In what turned out to be a somewhat disappointing round, the Mexican state-owned Oil and Gas company Petroleos Mexicanos (Pemex) was the big winner by obtaining seven contracts in total, one of which was won alone and the rest in consortium with other oil companies of Dutch, French, Spanish and German capital.

The National Hydrocarbons Commission (CNH) today awarded only 16 of the 35 shallow water areas that were bid in round 3.1, the remaining 19 were deserted.

At a press conference following the auction, Energy Secretary Pedro Joaquin Coldwell described the results as "very encouraging,” noting they would generate US$ 8.6 billion in investments over the duration of the contracts.

Mexico's oil industry has shown it has competitive advantages "due to not only the nation's geology but to the transparency in which these bid rounds have been conducted,” he said.

Of the three areas on offer, the first two were relatively unfamiliar to the industry.

The first was Burgos Basin, known as Mexico's leading producer of non-associated gas, but the offshore is relatively unknown. Pemex had already drilled Burgos offshore several years ago without success.

The fields that Pemex obtained are close to the assignments that it currently has in the Gulf of Mexico, which will create synergies in exploration activities and eventually in its development, in areas where infrastructure already exists.

In Round 3.1, Pemex won in the marine region of Tampico-Misantla-Veracruz, contract areas 16 and 17, in consortium with Deutsche Erdoel and Compania Espanola de Petroleos; while the area 18 was won in association with the latter.

In fact, the Mexican oil company had already won Block 2 of the Tampico-Misantla Basin of shallow waters, in consortium with the Deutsche Erdoel, a company with which it is also associated to develop the Ogarrio land field in Tabasco through a farm out tendered by the CNH.

While in the Southeast Basins, Pemex was individually awarded area 29, as well as areas 32 and 33 in partnership with the French company Total; and obtained contract area 35 with Royal Dutch Shell, with which it is already associated for the development of area 2 in the zone of the Lost Belt in deep waters of Round 2.4.

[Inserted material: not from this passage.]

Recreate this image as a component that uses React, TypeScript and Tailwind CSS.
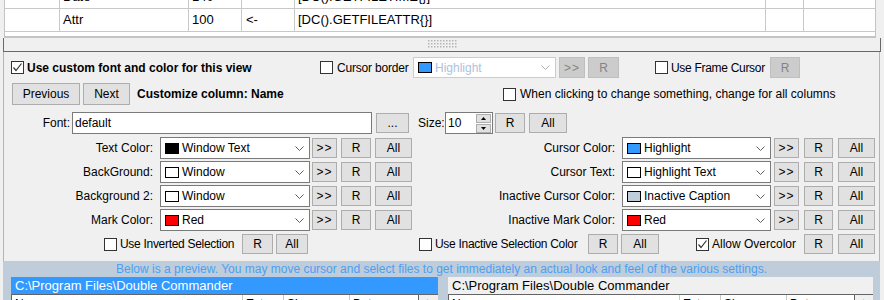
import React from "react";
import clsx from "clsx";

// ---- small win32-like controls ----

function Check({ checked = false }: { checked?: boolean }) {
  return (
    <div className="w-[13px] h-[13px] shrink-0 bg-white border border-[#333333] flex items-center justify-center">
      {checked && (
        <svg width="11" height="11" viewBox="0 0 11 11">
          <polyline points="1.5,5.5 4,8.5 9.5,1.5" fill="none" stroke="#333333" strokeWidth="1.2" />
        </svg>
      )}
    </div>
  );
}

function Btn({ className, disabled, children }: { className?: string; disabled?: boolean; children: React.ReactNode }) {
  return (
    <div
      className={clsx(
        "shrink-0 flex items-center justify-center border",
        disabled ? "bg-[#cccccc] border-[#bfbfbf] text-[#838383]" : "bg-[#e1e1e1] border-[#adadad] text-black",
        className
      )}
    >
      {children}
    </div>
  );
}

function Chevron({ color = "#606060" }: { color?: string }) {
  return (
    <svg width="9" height="5" viewBox="0 0 9 5" className="shrink-0">
      <polyline points="0.5,0.5 4.5,4.5 8.5,0.5" fill="none" stroke={color} strokeWidth="1" />
    </svg>
  );
}

function Combo({
  className,
  swatch,
  label,
  disabled,
}: {
  className?: string;
  swatch: string;
  label: string;
  disabled?: boolean;
}) {
  return (
    <div
      className={clsx(
        "shrink-0 flex items-center bg-white border",
        disabled ? "border-[#cccccc]" : "border-[#7a7a7a]",
        className
      )}
    >
      <div className="ml-[4px] w-[14px] h-[11px] border border-black shrink-0" style={{ backgroundColor: swatch }} />
      <span className={clsx("ml-[3px] flex-1 whitespace-nowrap", disabled ? "text-[#aec2dc]" : "text-black")}>{label}</span>
      <div className="mr-[5px] flex">
        <Chevron color={disabled ? "#b0b0b0" : "#606060"} />
      </div>
    </div>
  );
}

type ColorRow = { label: string; swatch: string; value: string };

const leftRows: ColorRow[] = [
  { label: "Text Color:", swatch: "#000000", value: "Window Text" },
  { label: "BackGround:", swatch: "#ffffff", value: "Window" },
  { label: "Background 2:", swatch: "#ffffff", value: "Window" },
  { label: "Mark Color:", swatch: "#ff0000", value: "Red" },
];

const rightRows: ColorRow[] = [
  { label: "Cursor Color:", swatch: "#3399ff", value: "Highlight" },
  { label: "Cursor Text:", swatch: "#ffffff", value: "Highlight Text" },
  { label: "Inactive Cursor Color:", swatch: "#bfcddb", value: "Inactive Caption" },
  { label: "Inactive Mark Color:", swatch: "#ff0000", value: "Red" },
];

// column-setup grid at the top (scrolled down, first row half hidden)
const gridRows = [
  ["", "Date", "140", "->", "[DC().GETFILETIME{}]", "", ""],
  ["", "Attr", "100", "<-", "[DC().GETFILEATTR{}]", "", ""],
];

function PreviewPanel({ active }: { active: boolean }) {
  return (
    <div className={clsx("flex flex-col shrink-0", active ? "w-[427px]" : "w-[425px]")}>
      <div
        className={clsx(
          "h-[17px] pl-[4px] flex items-center whitespace-nowrap text-[13px]",
          active ? "bg-[#3399ff] text-white" : "bg-[#f0f0f0] text-black"
        )}
      >
        C:\Program Files\Double Commander
      </div>
      <div className="flex h-[20px] bg-white border-t border-l border-[#646464]">
        <div className="w-[231px] border-r border-[#c8c8c8] pl-[3px] pt-[1px]">Name</div>
        <div className="w-[41px] border-r border-[#c8c8c8] pl-[3px] pt-[1px] overflow-hidden whitespace-nowrap">Exten</div>
        <div className="w-[66px] border-r border-[#c8c8c8] pl-[3px] pt-[1px]">Size</div>
        <div className={clsx("border-r border-[#646464] pl-[3px] pt-[1px]", active ? "w-[69px]" : "w-[68px]")}>Date</div>
        <div className="flex-1 bg-[#f0f0f0] pl-[5px]">+</div>
      </div>
    </div>
  );
}

export default function App() {
  return (
    <div className="w-[884px] h-[300px] overflow-hidden bg-[#f0f0f0] text-[12px] leading-[16px] text-black font-['Liberation_Sans',Arial,sans-serif]">
      {/* column grid */}
      <div className="ml-[4px] w-[872px] h-[38px] bg-white border-x border-b-2 border-[#c4c4c4] overflow-hidden">
        <div className="-mt-[14px]">
          {gridRows.map((r, i) => (
            <div key={i} className="flex h-[23px] border-b border-[#c8c8c8] text-[13px]">
              <div className="w-[55px] border-r border-[#c8c8c8]" />
              <div className="w-[129px] border-r border-[#c8c8c8] pl-[3px] flex items-center">{r[1]}</div>
              <div className="w-[53px] border-r border-[#c8c8c8] pl-[3px] flex items-center">{r[2]}</div>
              <div className="w-[53px] border-r border-[#c8c8c8] pl-[4px] flex items-center">{r[3]}</div>
              <div className="w-[471px] border-r border-[#c8c8c8] pl-[3px] flex items-center">{r[4]}</div>
              <div className="w-[38px] border-r border-[#c8c8c8]" />
              <div className="flex-1" />
            </div>
          ))}
        </div>
      </div>

      {/* splitter */}
      <div className="ml-[3px] w-[878px] h-[14px] border-x border-b border-[#696969] flex justify-center">
        <svg width="31" height="9" viewBox="0 0 31 9" className="mt-[2px]">
          {[0, 1, 2].map((row) =>
            Array.from({ length: 10 }).map((_, c) => (
              <rect key={`${row}-${c}`} x={c * 3 + 1} y={row * 3} width="1.5" height="1.5" fill="#b4b4b4" />
            ))
          )}
        </svg>
      </div>

      {/* options */}
      <div className="ml-[3px] w-[877px] h-[209px] border-x border-[#b4b4b4] flex flex-col">
        {/* row A */}
        <div className="flex items-center h-[21px] mt-[5px]">
          <div className="ml-[7px] w-[309px] flex items-center">
            <Check checked />
            <span className="ml-[3px] font-bold whitespace-nowrap">Use custom font and color for this view</span>
          </div>
          <div className="w-[93px] flex items-center">
            <Check />
            <span className="ml-[4px] whitespace-nowrap tracking-[-0.2px]">Cursor border</span>
          </div>
          <Combo className="w-[143px] h-[21px]" swatch="#3399ff" label="Highlight" disabled />
          <Btn className="w-[26px] h-[21px] ml-[3px] tracking-[1px]" disabled>
            {">>"}
          </Btn>
          <Btn className="w-[31px] h-[21px] ml-[3px]" disabled>
            R
          </Btn>
          <div className="ml-[36px] w-[115px] flex items-center">
            <Check />
            <span className="ml-[3px] whitespace-nowrap tracking-[-0.3px]">Use Frame Cursor</span>
          </div>
          <Btn className="w-[30px] h-[21px]" disabled>
            R
          </Btn>
        </div>

        {/* row B */}
        <div className="flex items-center h-[22px] mt-[5px]">
          <Btn className="ml-[8px] w-[68px] h-[22px]">Previous</Btn>
          <Btn className="ml-[3px] w-[47px] h-[22px]">Next</Btn>
          <div className="w-[373px] pl-[7px] font-bold whitespace-nowrap">Customize column: Name</div>
          <Check />
          <span className="ml-[4px] whitespace-nowrap">When clicking to change something, change for all columns</span>
        </div>

        {/* font row */}
        <div className="flex items-center h-[22px] mt-[7px]">
          <div className="w-[66px] text-right">Font:</div>
          <div className="ml-[2px] w-[300px] h-[22px] bg-white border border-[#7a7a7a] pl-[2px] flex items-center">default</div>
          <Btn className="ml-[4px] w-[33px] h-[20px]">...</Btn>
          <div className="ml-[9px] w-[27px]">Size:</div>
          <div className="w-[48px] h-[22px] bg-white border border-[#7a7a7a] flex items-center">
            <span className="pl-[2px] flex-1">10</span>
            <div className="mr-[1px] flex flex-col gap-[1px]">
              <div className="w-[15px] h-[9px] bg-[#e1e1e1] border border-[#adadad] flex items-center justify-center">
                <svg width="5" height="3" viewBox="0 0 5 3">
                  <polygon points="0,3 5,3 2.5,0" fill="#000" />
                </svg>
              </div>
              <div className="w-[15px] h-[9px] bg-[#e1e1e1] border border-[#adadad] flex items-center justify-center">
                <svg width="5" height="3" viewBox="0 0 5 3">
                  <polygon points="0,0 5,0 2.5,3" fill="#000" />
                </svg>
              </div>
            </div>
          </div>
          <Btn className="ml-[2px] w-[30px] h-[20px]">R</Btn>
          <Btn className="ml-[4px] w-[38px] h-[20px]">All</Btn>
        </div>

        {/* colour rows */}
        <div className="mt-[3px] flex flex-col gap-[2px]">
          {leftRows.map((l, i) => {
            const r = rightRows[i];
            return (
              <div key={l.label} className="flex items-center h-[22px]">
                <div className="w-[149px] text-right whitespace-nowrap">{l.label}</div>
                <Combo className="ml-[7px] w-[150px] h-[22px]" swatch={l.swatch} label={l.value} />
                <Btn className="ml-[2px] w-[25px] h-[20px] tracking-[1px]">{">>"}</Btn>
                <Btn className="ml-[4px] w-[30px] h-[20px]">R</Btn>
                <Btn className="ml-[4px] w-[37px] h-[20px]">All</Btn>
                <div className="w-[203px] text-right whitespace-nowrap">{r.label}</div>
                <Combo className="ml-[7px] w-[149px] h-[22px]" swatch={r.swatch} label={r.value} />
                <Btn className="ml-[3px] w-[25px] h-[20px] tracking-[1px]">{">>"}</Btn>
                <Btn className="ml-[5px] w-[29px] h-[20px]">R</Btn>
                <Btn className="ml-[5px] w-[37px] h-[20px]">All</Btn>
              </div>
            );
          })}
        </div>

        {/* row D */}
        <div className="flex items-center h-[20px] mt-[3px]">
          <div className="ml-[100px] w-[138px] flex items-center">
            <Check />
            <span className="ml-[3px] whitespace-nowrap tracking-[-0.3px]">Use Inverted Selection</span>
          </div>
          <Btn className="w-[31px] h-[20px]">R</Btn>
          <Btn className="ml-[3px] w-[32px] h-[20px]">All</Btn>
          <div className="ml-[111px] w-[169px] flex items-center">
            <Check />
            <span className="ml-[3px] whitespace-nowrap tracking-[-0.3px]">Use Inactive Selection Color</span>
          </div>
          <Btn className="w-[30px] h-[20px]">R</Btn>
          <Btn className="ml-[3px] w-[38px] h-[20px]">All</Btn>
          <div className="ml-[37px] w-[108px] flex items-center">
            <Check checked />
            <span className="ml-[3px] whitespace-nowrap">Allow Overcolor</span>
          </div>
          <Btn className="w-[29px] h-[20px]">R</Btn>
          <Btn className="ml-[5px] w-[37px] h-[20px]">All</Btn>
        </div>
      </div>

      {/* preview */}
      <div className="ml-[3px] w-[877px] h-[39px] bg-[#bfcddb] overflow-hidden">
        <div className="h-[16px] text-center text-[#4aa0f5] whitespace-nowrap">
          Below is a preview. You may move cursor and select files to get immediately an actual look and feel of the
          various settings.
        </div>
        <div className="flex ml-[8px] gap-[10px]">
          <PreviewPanel active />
          <PreviewPanel active={false} />
        </div>
      </div>
    </div>
  );
}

Three of the eight blocks in the Southeastern Basins resulted in draws, following payment of the maximums for the government take and investment programs. The draws were resolved by cash bonuses totaling US$ 126 million.

Italy-based Eni SpA, in consortium with Russia's Lukoil paid a bonus of US$ 59.8 million to win Block 28. Germany's Deutsche Erdoel AG (DEA), UK-based Premier and Sapura of Malaysia paid a bonus of just above US$ 51 million for Block 30. Pemex, going alone, paid US$ 13 million to win Block 30.

All the bonuses were paid in addition to a government take of 65% in all three cases, completing a day on which the proven areas of the southern Gulf of Mexico’s shallow waters remain a powerful magnet to the modern industry.

Round 3.1 also caught the attention of other international oil companies such as Spain's Repsol, which won the contract for areas 5 and 12 in Burgos; while UK-based Premier Oil won the fields 11 and 13 in the same basin, while in Tampico-Misantla, the consortium of Capricorn and Citla won the 15. Pan American won the 31st and the consortium of companies Total, BP and Pan American won the field 34.